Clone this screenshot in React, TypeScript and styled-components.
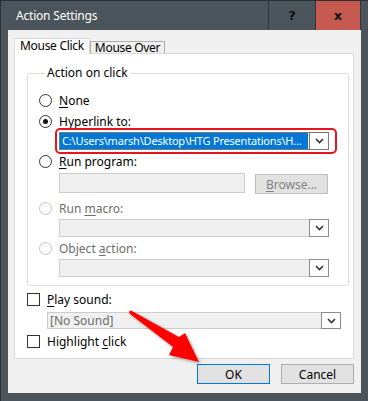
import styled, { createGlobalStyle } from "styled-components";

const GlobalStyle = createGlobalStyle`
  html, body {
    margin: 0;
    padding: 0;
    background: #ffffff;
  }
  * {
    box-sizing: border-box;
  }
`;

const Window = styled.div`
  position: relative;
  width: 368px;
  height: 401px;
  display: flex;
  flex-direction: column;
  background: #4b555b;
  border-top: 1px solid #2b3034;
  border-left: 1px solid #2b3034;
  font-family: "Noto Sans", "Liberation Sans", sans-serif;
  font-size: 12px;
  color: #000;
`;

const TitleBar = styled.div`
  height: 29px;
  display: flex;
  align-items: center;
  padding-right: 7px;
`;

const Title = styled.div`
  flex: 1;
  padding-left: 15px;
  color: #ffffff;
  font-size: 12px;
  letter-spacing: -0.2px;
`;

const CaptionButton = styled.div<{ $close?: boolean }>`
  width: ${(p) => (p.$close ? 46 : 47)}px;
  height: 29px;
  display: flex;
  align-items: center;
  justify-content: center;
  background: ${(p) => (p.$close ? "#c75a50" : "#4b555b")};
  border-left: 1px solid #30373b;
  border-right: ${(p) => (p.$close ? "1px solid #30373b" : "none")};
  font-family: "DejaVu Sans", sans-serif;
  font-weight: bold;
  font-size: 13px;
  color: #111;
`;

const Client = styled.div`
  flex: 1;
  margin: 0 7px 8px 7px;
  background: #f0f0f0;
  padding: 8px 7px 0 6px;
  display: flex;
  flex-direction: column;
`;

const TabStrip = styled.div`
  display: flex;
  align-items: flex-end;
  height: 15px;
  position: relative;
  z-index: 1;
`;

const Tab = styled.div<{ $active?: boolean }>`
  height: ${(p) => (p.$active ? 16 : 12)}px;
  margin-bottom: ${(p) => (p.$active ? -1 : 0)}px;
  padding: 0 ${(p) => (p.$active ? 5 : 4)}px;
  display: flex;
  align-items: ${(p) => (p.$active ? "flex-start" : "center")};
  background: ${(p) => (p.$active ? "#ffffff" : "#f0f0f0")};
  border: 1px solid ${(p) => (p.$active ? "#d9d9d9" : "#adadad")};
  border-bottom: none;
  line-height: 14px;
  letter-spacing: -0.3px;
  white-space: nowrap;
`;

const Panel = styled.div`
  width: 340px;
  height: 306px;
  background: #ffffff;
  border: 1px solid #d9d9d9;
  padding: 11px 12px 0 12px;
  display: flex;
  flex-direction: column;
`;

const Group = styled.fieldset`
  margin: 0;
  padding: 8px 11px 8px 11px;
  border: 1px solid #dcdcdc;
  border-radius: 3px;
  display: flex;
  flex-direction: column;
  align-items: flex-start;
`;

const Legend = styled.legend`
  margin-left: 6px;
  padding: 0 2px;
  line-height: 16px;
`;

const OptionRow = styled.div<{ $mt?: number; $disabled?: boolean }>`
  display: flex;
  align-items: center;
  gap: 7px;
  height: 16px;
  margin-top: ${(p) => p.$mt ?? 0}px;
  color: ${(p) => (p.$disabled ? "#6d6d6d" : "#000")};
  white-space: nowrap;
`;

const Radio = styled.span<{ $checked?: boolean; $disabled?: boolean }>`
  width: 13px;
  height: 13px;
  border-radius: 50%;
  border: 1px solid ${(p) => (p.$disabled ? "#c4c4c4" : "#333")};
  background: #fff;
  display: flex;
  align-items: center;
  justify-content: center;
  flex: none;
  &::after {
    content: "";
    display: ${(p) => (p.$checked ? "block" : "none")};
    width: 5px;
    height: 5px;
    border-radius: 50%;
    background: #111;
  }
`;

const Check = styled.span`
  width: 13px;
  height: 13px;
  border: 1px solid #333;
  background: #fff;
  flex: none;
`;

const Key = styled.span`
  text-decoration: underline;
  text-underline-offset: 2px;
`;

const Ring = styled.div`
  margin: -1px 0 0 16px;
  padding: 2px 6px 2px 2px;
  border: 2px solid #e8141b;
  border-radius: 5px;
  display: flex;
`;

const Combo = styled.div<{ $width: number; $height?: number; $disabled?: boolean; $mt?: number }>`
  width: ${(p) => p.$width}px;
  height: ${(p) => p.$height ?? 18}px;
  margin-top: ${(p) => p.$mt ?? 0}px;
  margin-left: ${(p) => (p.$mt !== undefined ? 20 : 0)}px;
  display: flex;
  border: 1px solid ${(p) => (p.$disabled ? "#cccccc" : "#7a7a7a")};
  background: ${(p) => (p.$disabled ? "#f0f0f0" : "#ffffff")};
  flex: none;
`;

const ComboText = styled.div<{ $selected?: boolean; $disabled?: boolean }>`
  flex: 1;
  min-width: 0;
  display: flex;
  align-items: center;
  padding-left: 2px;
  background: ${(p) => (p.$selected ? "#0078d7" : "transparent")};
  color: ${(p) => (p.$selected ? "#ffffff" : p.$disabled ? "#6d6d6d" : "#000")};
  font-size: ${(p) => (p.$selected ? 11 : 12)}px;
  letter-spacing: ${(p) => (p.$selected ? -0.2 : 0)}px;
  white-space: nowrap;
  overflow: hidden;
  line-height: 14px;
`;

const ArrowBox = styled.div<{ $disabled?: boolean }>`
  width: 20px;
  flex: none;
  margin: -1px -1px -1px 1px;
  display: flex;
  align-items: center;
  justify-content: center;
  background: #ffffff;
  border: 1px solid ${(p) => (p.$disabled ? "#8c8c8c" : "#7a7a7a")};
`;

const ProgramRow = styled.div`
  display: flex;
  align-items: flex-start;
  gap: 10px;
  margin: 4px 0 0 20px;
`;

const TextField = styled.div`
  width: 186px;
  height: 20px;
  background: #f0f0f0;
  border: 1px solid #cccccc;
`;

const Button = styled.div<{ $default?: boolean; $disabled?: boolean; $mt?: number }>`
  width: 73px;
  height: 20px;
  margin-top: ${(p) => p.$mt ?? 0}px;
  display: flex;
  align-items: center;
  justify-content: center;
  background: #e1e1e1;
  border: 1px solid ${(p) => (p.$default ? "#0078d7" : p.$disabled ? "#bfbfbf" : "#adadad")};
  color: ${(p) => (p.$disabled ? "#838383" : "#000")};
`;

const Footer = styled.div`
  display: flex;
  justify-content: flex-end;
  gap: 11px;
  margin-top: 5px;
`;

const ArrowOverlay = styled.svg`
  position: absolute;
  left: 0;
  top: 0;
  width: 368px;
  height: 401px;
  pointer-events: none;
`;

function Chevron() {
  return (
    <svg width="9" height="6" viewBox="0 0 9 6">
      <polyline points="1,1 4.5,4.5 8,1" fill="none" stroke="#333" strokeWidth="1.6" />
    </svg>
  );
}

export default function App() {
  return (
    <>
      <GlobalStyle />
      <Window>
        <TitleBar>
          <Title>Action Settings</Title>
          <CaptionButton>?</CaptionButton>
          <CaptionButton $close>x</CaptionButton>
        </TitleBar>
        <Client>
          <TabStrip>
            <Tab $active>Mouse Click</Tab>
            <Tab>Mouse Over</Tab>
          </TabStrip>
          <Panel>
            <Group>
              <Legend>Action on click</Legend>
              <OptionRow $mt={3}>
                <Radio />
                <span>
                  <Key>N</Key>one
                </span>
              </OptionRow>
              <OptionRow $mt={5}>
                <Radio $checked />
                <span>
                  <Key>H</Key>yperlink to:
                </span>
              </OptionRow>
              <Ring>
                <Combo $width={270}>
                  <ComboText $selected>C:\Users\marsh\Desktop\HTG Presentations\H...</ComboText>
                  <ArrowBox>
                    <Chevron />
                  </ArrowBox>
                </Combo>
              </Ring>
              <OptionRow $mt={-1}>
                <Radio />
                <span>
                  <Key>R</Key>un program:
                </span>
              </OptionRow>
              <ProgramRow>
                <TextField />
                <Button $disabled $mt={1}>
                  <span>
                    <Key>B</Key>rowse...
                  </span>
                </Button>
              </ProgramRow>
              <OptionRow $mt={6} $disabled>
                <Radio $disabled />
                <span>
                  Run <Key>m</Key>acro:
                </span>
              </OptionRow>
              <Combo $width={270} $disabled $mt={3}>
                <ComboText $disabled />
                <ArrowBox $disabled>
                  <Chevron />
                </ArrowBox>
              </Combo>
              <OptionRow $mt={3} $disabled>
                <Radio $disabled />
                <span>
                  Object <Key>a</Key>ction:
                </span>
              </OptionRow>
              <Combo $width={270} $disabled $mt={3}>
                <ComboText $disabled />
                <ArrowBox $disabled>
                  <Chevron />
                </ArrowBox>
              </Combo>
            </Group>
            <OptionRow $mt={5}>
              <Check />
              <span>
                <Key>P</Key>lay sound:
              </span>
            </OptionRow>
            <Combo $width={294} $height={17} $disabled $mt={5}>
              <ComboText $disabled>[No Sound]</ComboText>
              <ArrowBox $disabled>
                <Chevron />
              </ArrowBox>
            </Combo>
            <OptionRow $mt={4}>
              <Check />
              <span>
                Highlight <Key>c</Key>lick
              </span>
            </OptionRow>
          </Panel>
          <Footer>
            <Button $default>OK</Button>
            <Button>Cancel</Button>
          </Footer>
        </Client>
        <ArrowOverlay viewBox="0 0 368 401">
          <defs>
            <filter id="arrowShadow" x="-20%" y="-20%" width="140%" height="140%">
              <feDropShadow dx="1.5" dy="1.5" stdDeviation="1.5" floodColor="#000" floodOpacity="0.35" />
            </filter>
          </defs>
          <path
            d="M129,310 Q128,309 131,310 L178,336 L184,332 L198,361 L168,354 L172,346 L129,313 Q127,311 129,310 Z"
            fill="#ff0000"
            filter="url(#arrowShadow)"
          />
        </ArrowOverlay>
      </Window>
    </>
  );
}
···
• [WRITTEN EXERCISE]
Collect each line above holding the string "components".

• [ANSWER]
Clone this screenshot in React, TypeScript and styled-components.
import styled, { createGlobalStyle } from "styled-components";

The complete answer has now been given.